Note each line that includes the word "React". Copy those lines.

┌──

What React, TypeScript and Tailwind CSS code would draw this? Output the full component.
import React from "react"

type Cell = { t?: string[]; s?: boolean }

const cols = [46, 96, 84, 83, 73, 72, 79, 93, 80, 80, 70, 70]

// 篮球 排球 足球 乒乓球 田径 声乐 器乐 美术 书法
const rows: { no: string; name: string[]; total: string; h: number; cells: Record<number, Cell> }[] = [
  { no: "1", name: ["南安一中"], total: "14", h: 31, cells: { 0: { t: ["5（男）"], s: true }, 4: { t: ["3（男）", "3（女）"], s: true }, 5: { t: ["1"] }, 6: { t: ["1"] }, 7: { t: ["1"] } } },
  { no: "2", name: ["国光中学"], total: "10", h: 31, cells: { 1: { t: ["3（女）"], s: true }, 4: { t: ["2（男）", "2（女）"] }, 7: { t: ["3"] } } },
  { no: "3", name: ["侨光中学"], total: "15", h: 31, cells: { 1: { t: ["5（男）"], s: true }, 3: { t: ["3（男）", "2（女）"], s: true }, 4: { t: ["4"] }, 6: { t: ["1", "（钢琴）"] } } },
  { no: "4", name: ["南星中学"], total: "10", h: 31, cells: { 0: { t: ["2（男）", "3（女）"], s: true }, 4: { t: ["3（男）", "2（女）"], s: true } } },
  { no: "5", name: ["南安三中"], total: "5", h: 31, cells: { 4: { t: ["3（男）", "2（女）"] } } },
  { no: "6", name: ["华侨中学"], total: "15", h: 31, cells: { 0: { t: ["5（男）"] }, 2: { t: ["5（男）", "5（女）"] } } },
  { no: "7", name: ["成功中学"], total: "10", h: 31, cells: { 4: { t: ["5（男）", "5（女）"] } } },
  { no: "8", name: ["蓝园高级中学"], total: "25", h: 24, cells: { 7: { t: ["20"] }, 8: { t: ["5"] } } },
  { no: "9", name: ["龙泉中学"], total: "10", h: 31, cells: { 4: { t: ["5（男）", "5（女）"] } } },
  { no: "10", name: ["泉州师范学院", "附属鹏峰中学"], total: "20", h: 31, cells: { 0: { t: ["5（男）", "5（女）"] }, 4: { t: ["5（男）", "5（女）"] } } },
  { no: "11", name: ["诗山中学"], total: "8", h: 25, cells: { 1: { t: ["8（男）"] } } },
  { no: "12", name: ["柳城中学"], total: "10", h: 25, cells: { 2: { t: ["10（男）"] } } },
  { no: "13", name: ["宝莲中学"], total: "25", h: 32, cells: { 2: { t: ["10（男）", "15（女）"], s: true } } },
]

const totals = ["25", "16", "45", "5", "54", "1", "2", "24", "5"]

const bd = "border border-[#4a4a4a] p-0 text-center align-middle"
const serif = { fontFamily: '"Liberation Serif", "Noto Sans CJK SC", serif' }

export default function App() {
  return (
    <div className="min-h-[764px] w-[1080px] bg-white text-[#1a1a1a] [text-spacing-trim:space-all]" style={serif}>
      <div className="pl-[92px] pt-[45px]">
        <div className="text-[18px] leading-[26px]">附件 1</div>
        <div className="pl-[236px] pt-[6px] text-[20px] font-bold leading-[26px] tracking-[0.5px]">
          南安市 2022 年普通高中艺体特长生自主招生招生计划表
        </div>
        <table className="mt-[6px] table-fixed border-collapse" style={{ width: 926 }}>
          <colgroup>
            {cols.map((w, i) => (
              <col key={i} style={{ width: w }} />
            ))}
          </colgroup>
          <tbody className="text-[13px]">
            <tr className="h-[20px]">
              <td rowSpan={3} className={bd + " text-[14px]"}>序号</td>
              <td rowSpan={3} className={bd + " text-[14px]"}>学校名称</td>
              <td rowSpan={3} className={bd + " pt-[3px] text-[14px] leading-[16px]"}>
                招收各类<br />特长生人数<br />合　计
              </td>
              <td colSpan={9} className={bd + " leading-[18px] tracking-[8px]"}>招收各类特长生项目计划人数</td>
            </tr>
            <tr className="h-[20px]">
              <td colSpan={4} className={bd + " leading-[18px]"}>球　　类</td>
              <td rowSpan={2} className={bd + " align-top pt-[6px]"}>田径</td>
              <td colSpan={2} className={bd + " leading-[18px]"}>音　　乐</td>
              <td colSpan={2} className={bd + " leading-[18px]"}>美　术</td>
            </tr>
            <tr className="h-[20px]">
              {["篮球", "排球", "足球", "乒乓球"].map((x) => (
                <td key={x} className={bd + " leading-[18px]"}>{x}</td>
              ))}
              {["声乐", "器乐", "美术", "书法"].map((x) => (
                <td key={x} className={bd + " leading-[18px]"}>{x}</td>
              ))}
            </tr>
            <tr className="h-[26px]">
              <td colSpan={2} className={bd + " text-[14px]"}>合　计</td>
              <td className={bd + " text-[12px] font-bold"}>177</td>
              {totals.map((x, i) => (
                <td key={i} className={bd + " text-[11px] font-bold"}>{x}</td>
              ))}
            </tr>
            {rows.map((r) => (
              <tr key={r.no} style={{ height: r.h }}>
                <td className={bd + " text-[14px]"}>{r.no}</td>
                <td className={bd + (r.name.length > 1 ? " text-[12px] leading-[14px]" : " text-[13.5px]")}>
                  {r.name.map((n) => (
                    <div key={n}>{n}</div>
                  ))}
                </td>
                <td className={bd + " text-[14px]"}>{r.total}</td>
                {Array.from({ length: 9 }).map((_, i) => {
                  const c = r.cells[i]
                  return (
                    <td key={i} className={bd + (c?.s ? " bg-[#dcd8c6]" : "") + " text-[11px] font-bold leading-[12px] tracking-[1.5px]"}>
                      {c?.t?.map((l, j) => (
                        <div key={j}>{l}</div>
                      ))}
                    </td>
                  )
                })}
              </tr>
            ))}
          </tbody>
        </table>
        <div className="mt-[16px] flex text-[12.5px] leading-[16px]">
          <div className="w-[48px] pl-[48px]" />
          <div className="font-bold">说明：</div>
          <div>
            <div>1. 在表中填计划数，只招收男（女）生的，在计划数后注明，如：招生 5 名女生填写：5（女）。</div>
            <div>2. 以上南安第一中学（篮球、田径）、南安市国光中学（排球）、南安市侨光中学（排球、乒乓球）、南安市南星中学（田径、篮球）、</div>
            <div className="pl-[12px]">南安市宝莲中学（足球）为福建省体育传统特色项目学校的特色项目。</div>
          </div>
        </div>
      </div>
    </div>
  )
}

└──

### PROBLEM SOLUTION:
What React, TypeScript and Tailwind CSS code would draw this? Output the full component.
import React from "react"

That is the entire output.